On 9/20/05, Juan Conejero <pleiades2004@pleiades-astrophoto.com> wrote:
Hi Wei-Hao,
This is very interesting. So after equalizing the images to achieve similar
brightness and contrast, you measure the standard deviation s on background
areas of each channel, to take 1/Sqrt( s ) as weighting factors. This makes
sense assuming a Gaussian distribution of noise.
This is not limited to Gaussian noise. It is very general in statistics. The
error weighted mean (i.e., weighted by 1/err^2.0) will give the best S/N.
Jean-Luc Stark describes an iterative method to calculate the standard
deviation of Gaussian noise that could be very helpful here (Astronomical
Image and Data Analysis, pp 37-38). A simple tool using this method should
be very easy to implement, for automatic calculation of relative weighting
factors.
How many samples of rms do you take on your images?
Just one. (I'm lazy.) Of course, the measuring area needs to be large enough.
>For raw (linear and without any prior processes) digital images taken from
>the same night and under similar conditions, they can be simply added
>together with equal weighting even if they have different exposure times.
>This is the simplest case.
I don't understand this. I assume you're talking of images taken with linear
sensors (CCD). Linear images with different exposure times have
proportionally different signal intensities. Discarding noise, we should
take into account the total amount of signal when we are averaging a set of
images with different exposure times. For example, if I have a linear image
A exposed by a factor 1, and another linear image B exposed by 0.8, the
correct average should be (A+B)/1.8. Furthermore, if exposure time improves
the signal-to-noise ratio, this also should be taken into account. Or am I
completely wrong (I reserve that right :)?
You are not really terribly wrong. Indeed, it is exactly the "different signal
intensities" you just mention taking care of the weighting. The longer
exposure images look brighter. And therefore in a straight add, they
automatically have higher weights. The raw images are already weighted
by the exposure times so there is no need to give additional weights.
This can be viewed in another way. In the best possible weighting method,
stacking an A min exposure and an B min exposure should give a result
exactly identical to a single (A+B) min exposure. How to achieve this?
Just directly add the raw images together without any weights. The final
result doesn't care if the "integration" is done on the CCD chip or in
softwares. Just collect and add the photons together, and we will
have the best possible S/N.
Even another different way to look at this. Above you mentioned "exposure
time improves S/N." This is true. And in a good linear device, the S/N
improves as the square root of exposure time. (This is the nature of both
photons and dark electrons.) Therefore, if we calibrate the images first
(i.e., bring them to similar brightness) and weight the images with 1/rms^2
as I mentioned earlier, what we really do is weighting the images with
the exposure times. This is identical to directly adding the raw images.

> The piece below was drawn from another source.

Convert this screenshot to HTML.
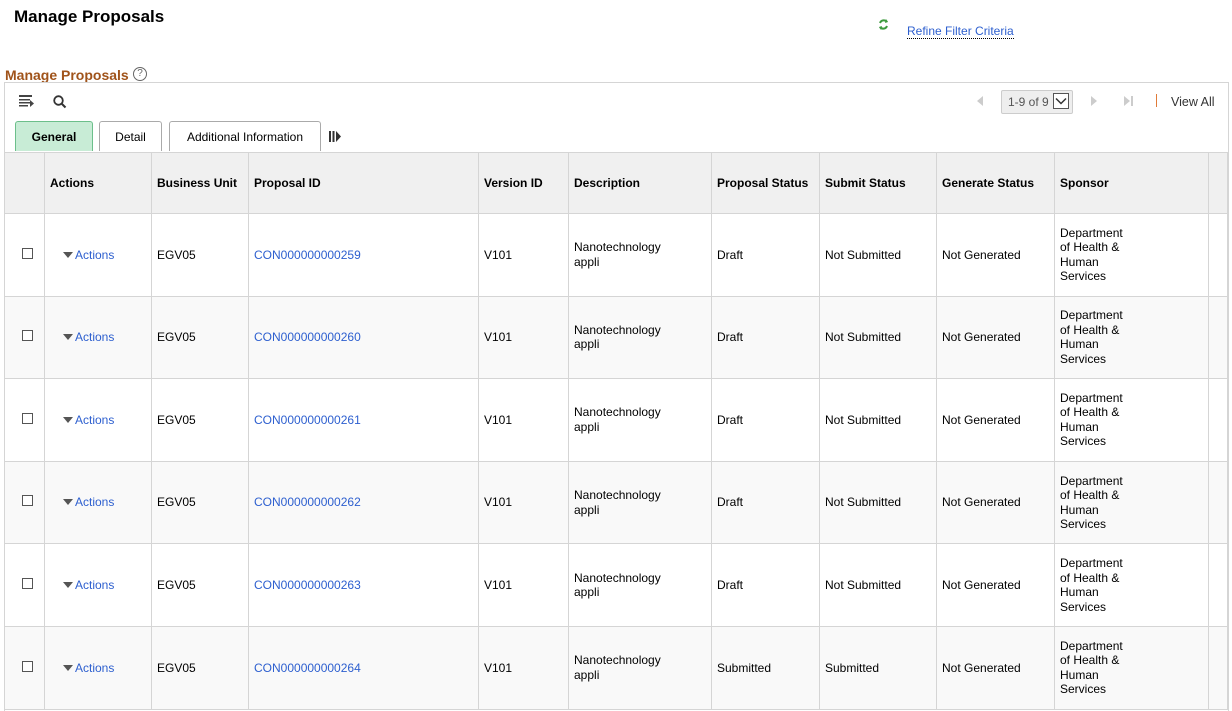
<!DOCTYPE html>
<html><head><meta charset="utf-8"><style>
body{margin:0;width:1232px;height:710px;overflow:hidden;background:#fff;font-family:"Liberation Sans",Arial,sans-serif;font-size:12px;color:#000;position:relative}
.a{position:absolute}
h1{position:absolute;left:14px;top:7px;margin:0;font-size:17px;font-weight:bold}
.link{color:#2d5fcf}
table{position:absolute;left:4px;top:152px;border-collapse:collapse;table-layout:fixed}
td,th{border:1px solid #d5d5d5;padding:0 5px;text-align:left;vertical-align:middle;font-size:12px}
th{background:#f0f0f0;height:60px;font-weight:bold}
td{height:81.6px;line-height:14.5px}
tr.g td{background:#f9f9f9}
.cb{display:inline-block;width:9px;height:9px;border:1px solid #555;background:#fff;margin-left:12px}
.tri{display:inline-block;width:0;height:0;border-left:5px solid transparent;border-right:5px solid transparent;border-top:6px solid #555;margin-right:2px;vertical-align:1px}
.tab{position:absolute;top:121px;height:30px;border:1px solid #aaa;border-bottom:none;border-radius:3px 3px 0 0;background:#fff;font-size:12px;line-height:30px;text-align:center;box-sizing:border-box}
</style></head><body>
<h1>Manage Proposals</h1>
<svg class="a" style="left:877px;top:18px" width="13" height="13" viewBox="0 0 13 13"><path d="M3 5a4 4 0 0 1 7-1" stroke="#3c9a3c" stroke-width="2" fill="none"/><path d="M9 1l2 3-3 1z" fill="#3c9a3c"/><path d="M10 8a4 4 0 0 1-7 1" stroke="#3c9a3c" stroke-width="2" fill="none"/><path d="M4 12l-2-3 3-1z" fill="#3c9a3c"/></svg>
<div class="a link" style="left:907px;top:25px;border-bottom:1px dotted #000;line-height:13px">Refine Filter Criteria</div>
<div class="a" style="left:5px;top:67px;font-size:14px;font-weight:bold;color:#a0531a">Manage Proposals</div>
<div class="a" style="left:133px;top:67px;width:12px;height:12px;border:1px solid #666;border-radius:50%;font-size:10px;line-height:12px;text-align:center;color:#666">?</div>
<div class="a" style="left:4px;top:82px;width:1223px;height:628px;border:1px solid #d5d5d5;border-bottom:none"></div>
<svg class="a" style="left:19px;top:95px" width="15" height="13" viewBox="0 0 15 13"><rect x="0" y="0" width="13" height="2" fill="#444"/><rect x="0" y="4" width="11" height="1.5" fill="#444"/><rect x="0" y="7" width="11" height="1.5" fill="#444"/><rect x="0" y="10" width="9" height="1.5" fill="#444"/><path d="M11 5l4 3.5-4 3.5z" fill="#444"/></svg>
<svg class="a" style="left:53px;top:95px" width="14" height="14" viewBox="0 0 14 14"><circle cx="5.5" cy="5.5" r="4.3" stroke="#333" stroke-width="1.8" fill="none"/><path d="M8.5 8.5l4 4" stroke="#333" stroke-width="2"/></svg>
<div class="a" style="left:977px;top:96px;width:0;height:0;border-top:5px solid transparent;border-bottom:5px solid transparent;border-right:6px solid #ccc"></div>
<div class="a" style="left:1001px;top:90px;width:72px;height:24px;border:1px solid #ccc;background:#eee;border-radius:2px;box-sizing:border-box;color:#555;line-height:22px;padding-left:6px">1-9 of 9</div>
<div class="a" style="left:1053px;top:93px;width:16px;height:16px;border:1px solid #555;background:#fff;box-sizing:border-box"><svg width="14" height="14" viewBox="0 0 14 14"><path d="M2 4.5l5 5 5-5" stroke="#333" stroke-width="1.5" fill="none"/></svg></div>
<div class="a" style="left:1091px;top:96px;width:0;height:0;border-top:5px solid transparent;border-bottom:5px solid transparent;border-left:6px solid #ccc"></div>
<div class="a" style="left:1124px;top:96px;width:0;height:0;border-top:5px solid transparent;border-bottom:5px solid transparent;border-left:6px solid #ccc"></div>
<div class="a" style="left:1131px;top:96px;width:2px;height:10px;background:#ccc"></div>
<div class="a" style="left:1156px;top:94px;width:1px;height:13px;background:#e07b39"></div>
<div class="a" style="left:1171px;top:95px;color:#333;font-size:12.5px">View All</div>
<div class="tab" style="left:15px;width:78px;background:#c8ecd6;border-color:#6cbf8b;font-weight:bold">General</div>
<div class="tab" style="left:99px;width:63px">Detail</div>
<div class="tab" style="left:169px;width:152px">Additional Information</div>
<svg class="a" style="left:329px;top:131px" width="13" height="11" viewBox="0 0 13 11"><rect x="0" y="0" width="2" height="11" fill="#333"/><rect x="3.5" y="0" width="2" height="11" fill="#333"/><path d="M7 0l5 5.5L7 11z" fill="#333"/></svg>
<table>
<colgroup><col style="width:40px"><col style="width:107px"><col style="width:97px"><col style="width:230px"><col style="width:90px"><col style="width:143px"><col style="width:108px"><col style="width:117px"><col style="width:118px"><col style="width:154px"><col style="width:19px"></colgroup>
<tr><th></th><th>Actions</th><th>Business Unit</th><th>Proposal ID</th><th>Version ID</th><th>Description</th><th>Proposal Status</th><th>Submit Status</th><th>Generate Status</th><th>Sponsor</th><th></th></tr>
<tr><td><span class="cb"></span></td><td style="padding-left:18px"><span class="tri"></span><span class="link">Actions</span></td><td>EGV05</td><td class="link">CON000000000259</td><td>V101</td><td>Nanotechnology<br>appli</td><td>Draft</td><td>Not Submitted</td><td>Not Generated</td><td>Department<br>of Health &amp;<br>Human<br>Services</td><td></td></tr>
<tr class="g"><td><span class="cb"></span></td><td style="padding-left:18px"><span class="tri"></span><span class="link">Actions</span></td><td>EGV05</td><td class="link">CON000000000260</td><td>V101</td><td>Nanotechnology<br>appli</td><td>Draft</td><td>Not Submitted</td><td>Not Generated</td><td>Department<br>of Health &amp;<br>Human<br>Services</td><td></td></tr>
<tr><td><span class="cb"></span></td><td style="padding-left:18px"><span class="tri"></span><span class="link">Actions</span></td><td>EGV05</td><td class="link">CON000000000261</td><td>V101</td><td>Nanotechnology<br>appli</td><td>Draft</td><td>Not Submitted</td><td>Not Generated</td><td>Department<br>of Health &amp;<br>Human<br>Services</td><td></td></tr>
<tr class="g"><td><span class="cb"></span></td><td style="padding-left:18px"><span class="tri"></span><span class="link">Actions</span></td><td>EGV05</td><td class="link">CON000000000262</td><td>V101</td><td>Nanotechnology<br>appli</td><td>Draft</td><td>Not Submitted</td><td>Not Generated</td><td>Department<br>of Health &amp;<br>Human<br>Services</td><td></td></tr>
<tr><td><span class="cb"></span></td><td style="padding-left:18px"><span class="tri"></span><span class="link">Actions</span></td><td>EGV05</td><td class="link">CON000000000263</td><td>V101</td><td>Nanotechnology<br>appli</td><td>Draft</td><td>Not Submitted</td><td>Not Generated</td><td>Department<br>of Health &amp;<br>Human<br>Services</td><td></td></tr>
<tr class="g"><td><span class="cb"></span></td><td style="padding-left:18px"><span class="tri"></span><span class="link">Actions</span></td><td>EGV05</td><td class="link">CON000000000264</td><td>V101</td><td>Nanotechnology<br>appli</td><td>Submitted</td><td>Submitted</td><td>Not Generated</td><td>Department<br>of Health &amp;<br>Human<br>Services</td><td></td></tr>
</table>
</body></html>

This also shows why error weighted mean will give the best results, although
the idea of error weighted mean isn't really restricted to photons. In general
statistics, a good mean is an error weighted mean. In astronomy, an error
weighted mean is an exposure time weighted mean.
Hope this clears your questions. There are lots of stories to tell about
statistics and imaging. I once tried to write up series of essays
on this for amateur astronomers and I gave up. This is not because the
topic itself is difficult to write, but because my English isn't good enough.
Writing academic papers is already challenging enough. It's too much
for me to write something that is easy to understand for the amateur.